[WORK TO COMPLETE] Review the listing and copy each line that holds the word "React".

*** DATA LISTING ***

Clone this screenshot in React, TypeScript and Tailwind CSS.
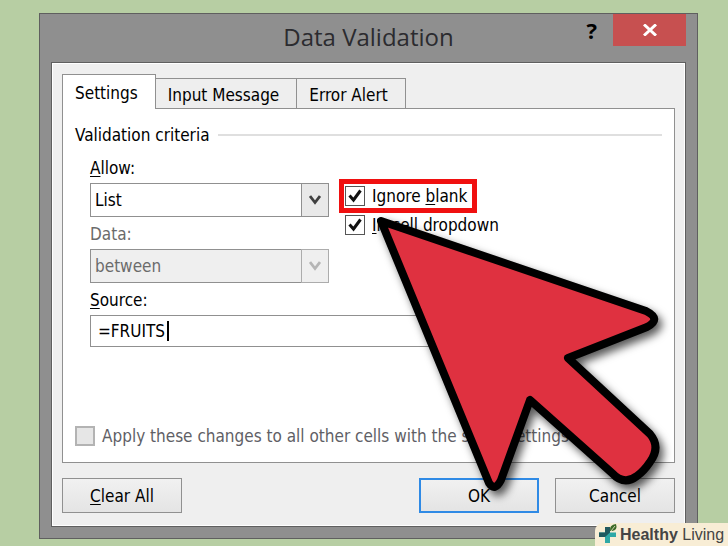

***
*** DATA LISTING ***

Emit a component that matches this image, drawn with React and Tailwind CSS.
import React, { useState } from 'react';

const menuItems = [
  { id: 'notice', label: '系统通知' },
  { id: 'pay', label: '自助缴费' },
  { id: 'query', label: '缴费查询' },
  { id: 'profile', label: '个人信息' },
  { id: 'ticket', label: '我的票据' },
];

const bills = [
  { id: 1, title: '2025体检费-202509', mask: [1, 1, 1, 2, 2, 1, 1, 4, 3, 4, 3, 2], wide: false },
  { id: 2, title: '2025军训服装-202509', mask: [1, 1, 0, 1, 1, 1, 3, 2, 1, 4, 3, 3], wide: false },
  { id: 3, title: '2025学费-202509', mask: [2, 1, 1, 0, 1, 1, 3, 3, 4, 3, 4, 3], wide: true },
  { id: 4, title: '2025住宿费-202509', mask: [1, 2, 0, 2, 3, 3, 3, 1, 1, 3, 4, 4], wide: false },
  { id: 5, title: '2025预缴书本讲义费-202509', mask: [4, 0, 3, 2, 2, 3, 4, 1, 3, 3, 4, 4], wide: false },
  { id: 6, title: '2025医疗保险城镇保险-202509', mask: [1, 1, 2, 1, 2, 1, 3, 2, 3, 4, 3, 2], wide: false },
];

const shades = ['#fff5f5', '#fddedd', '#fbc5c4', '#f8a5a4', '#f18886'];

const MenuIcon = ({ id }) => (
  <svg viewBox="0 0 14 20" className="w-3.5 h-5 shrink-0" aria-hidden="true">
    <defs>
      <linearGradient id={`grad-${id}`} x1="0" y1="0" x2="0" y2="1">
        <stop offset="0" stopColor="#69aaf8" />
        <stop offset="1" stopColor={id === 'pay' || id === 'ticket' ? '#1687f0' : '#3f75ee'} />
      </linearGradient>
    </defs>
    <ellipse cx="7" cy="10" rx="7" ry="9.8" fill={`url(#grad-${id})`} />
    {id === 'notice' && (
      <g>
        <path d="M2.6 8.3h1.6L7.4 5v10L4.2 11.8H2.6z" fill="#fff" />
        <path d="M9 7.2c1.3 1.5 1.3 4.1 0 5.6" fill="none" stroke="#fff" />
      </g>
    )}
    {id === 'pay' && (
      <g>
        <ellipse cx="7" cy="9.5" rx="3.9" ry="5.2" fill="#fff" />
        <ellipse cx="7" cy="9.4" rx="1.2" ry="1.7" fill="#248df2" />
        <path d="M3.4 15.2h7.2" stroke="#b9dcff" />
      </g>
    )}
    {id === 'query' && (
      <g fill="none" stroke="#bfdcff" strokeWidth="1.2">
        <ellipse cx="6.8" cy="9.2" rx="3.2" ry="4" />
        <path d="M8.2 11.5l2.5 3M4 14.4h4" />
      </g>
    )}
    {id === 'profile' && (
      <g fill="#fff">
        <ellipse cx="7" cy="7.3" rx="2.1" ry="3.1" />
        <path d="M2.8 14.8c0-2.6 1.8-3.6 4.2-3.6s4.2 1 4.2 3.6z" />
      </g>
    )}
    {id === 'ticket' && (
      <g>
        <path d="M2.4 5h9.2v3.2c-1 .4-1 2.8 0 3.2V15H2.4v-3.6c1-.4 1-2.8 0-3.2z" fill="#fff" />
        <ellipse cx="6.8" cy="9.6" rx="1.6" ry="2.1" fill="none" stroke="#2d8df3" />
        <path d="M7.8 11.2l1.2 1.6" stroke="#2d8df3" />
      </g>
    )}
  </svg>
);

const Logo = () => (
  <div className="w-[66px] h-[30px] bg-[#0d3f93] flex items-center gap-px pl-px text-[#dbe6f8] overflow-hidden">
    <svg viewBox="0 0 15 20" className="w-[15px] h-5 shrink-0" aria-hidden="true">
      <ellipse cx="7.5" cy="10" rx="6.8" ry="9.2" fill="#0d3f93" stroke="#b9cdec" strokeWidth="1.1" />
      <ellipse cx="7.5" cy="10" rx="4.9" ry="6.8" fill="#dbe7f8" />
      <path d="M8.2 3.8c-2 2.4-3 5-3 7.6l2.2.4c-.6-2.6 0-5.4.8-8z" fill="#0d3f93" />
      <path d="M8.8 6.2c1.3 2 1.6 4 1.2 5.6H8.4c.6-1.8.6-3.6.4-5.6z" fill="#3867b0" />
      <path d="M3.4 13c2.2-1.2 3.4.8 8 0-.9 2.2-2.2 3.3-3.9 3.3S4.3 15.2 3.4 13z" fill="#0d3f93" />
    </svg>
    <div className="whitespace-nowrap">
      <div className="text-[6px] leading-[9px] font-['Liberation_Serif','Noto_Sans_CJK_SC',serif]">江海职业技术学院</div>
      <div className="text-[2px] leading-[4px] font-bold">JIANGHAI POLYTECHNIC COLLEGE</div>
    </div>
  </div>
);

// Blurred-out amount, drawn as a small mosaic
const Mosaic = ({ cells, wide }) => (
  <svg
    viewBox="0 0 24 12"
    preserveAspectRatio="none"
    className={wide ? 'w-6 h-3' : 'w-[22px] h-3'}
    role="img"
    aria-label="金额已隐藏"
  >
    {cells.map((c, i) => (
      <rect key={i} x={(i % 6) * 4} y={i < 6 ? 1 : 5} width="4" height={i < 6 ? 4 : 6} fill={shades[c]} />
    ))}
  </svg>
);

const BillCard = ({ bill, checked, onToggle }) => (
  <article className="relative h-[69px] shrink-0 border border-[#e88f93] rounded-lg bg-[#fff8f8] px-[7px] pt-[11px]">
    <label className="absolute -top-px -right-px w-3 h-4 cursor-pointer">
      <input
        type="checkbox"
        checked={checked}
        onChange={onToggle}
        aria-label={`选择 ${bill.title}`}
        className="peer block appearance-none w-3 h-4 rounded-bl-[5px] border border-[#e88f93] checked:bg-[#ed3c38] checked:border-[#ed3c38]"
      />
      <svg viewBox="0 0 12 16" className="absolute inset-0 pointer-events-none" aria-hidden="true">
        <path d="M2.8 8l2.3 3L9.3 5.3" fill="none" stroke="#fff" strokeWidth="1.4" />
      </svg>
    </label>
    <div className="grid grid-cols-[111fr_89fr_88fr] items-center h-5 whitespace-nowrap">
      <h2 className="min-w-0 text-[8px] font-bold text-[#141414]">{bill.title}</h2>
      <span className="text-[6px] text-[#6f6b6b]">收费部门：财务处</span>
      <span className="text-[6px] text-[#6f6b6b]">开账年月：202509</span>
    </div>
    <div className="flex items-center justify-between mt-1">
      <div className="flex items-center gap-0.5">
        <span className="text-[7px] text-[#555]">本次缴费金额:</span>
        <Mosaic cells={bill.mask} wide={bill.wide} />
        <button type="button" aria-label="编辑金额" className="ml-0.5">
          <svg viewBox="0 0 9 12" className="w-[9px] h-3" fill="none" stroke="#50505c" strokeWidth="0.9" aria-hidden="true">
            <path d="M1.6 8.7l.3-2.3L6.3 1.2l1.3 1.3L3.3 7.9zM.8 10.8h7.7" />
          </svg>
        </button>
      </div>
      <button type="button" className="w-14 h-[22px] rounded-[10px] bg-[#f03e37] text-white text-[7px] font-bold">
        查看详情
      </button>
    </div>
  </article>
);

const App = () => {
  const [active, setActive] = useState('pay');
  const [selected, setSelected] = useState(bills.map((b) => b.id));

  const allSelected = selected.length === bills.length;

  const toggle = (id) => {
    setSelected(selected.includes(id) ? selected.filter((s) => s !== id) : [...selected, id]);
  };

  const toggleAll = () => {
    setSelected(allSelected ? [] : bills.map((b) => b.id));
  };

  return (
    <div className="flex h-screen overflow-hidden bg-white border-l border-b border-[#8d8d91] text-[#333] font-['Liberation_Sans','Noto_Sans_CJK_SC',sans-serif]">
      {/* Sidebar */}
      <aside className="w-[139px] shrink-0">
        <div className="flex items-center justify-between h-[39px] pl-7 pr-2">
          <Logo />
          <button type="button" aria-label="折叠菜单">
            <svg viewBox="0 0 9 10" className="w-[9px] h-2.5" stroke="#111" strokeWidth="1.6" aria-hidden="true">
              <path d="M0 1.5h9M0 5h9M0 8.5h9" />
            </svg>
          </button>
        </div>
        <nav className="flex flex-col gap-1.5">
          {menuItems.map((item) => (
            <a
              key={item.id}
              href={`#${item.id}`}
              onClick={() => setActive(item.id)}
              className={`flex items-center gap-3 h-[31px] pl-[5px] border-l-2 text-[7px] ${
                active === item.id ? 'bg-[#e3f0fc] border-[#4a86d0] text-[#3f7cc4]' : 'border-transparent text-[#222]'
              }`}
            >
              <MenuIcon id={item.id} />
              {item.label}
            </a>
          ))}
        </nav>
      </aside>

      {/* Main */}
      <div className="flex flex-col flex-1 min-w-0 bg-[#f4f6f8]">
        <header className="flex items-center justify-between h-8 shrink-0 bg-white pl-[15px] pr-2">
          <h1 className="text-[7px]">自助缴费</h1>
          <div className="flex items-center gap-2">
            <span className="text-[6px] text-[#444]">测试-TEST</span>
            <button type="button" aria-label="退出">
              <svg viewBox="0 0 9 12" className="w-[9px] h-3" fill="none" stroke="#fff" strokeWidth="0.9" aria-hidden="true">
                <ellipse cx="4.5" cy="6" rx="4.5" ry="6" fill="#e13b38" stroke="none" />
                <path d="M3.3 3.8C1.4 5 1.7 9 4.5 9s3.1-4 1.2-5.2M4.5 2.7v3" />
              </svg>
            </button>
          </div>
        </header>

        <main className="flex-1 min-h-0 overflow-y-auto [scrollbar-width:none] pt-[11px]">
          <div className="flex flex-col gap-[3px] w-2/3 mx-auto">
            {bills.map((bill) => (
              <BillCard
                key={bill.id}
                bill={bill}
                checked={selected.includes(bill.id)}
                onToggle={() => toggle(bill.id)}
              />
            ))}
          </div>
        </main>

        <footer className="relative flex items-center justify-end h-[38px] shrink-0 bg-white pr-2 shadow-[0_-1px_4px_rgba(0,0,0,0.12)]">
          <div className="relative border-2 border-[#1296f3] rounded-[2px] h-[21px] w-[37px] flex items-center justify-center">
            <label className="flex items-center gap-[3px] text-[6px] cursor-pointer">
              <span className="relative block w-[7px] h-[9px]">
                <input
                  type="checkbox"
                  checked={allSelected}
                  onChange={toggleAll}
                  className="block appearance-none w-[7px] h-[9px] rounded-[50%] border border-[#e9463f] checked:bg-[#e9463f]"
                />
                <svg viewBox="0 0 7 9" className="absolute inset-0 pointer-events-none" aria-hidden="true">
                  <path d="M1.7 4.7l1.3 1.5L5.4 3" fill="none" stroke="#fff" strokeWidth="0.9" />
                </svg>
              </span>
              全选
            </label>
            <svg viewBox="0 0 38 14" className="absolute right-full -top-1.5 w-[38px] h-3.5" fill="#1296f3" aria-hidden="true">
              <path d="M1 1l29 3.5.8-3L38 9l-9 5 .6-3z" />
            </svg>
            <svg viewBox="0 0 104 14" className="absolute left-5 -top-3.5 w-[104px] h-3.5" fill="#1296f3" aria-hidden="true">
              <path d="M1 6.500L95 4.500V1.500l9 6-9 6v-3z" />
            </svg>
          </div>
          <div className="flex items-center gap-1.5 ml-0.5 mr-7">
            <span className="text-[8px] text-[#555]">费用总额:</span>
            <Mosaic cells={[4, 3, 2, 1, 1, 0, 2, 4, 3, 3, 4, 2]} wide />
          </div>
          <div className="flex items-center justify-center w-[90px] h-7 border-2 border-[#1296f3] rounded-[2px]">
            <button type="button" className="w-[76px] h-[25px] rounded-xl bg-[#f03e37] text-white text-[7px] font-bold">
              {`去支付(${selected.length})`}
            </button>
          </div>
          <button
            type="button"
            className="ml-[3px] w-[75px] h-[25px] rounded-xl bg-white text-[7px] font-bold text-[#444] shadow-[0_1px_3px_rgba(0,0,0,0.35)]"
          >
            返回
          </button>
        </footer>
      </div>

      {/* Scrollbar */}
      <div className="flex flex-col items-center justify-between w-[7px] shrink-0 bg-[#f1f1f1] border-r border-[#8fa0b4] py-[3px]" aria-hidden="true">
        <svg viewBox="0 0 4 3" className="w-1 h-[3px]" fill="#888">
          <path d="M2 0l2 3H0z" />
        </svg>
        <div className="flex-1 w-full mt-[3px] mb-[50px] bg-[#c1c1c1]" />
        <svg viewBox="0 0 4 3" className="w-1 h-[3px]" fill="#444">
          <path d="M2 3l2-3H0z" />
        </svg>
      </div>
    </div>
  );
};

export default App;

***

[EXPECTED OUTPUT]
Clone this screenshot in React, TypeScript and Tailwind CSS.
Emit a component that matches this image, drawn with React and Tailwind CSS.
import React, { useState } from 'react';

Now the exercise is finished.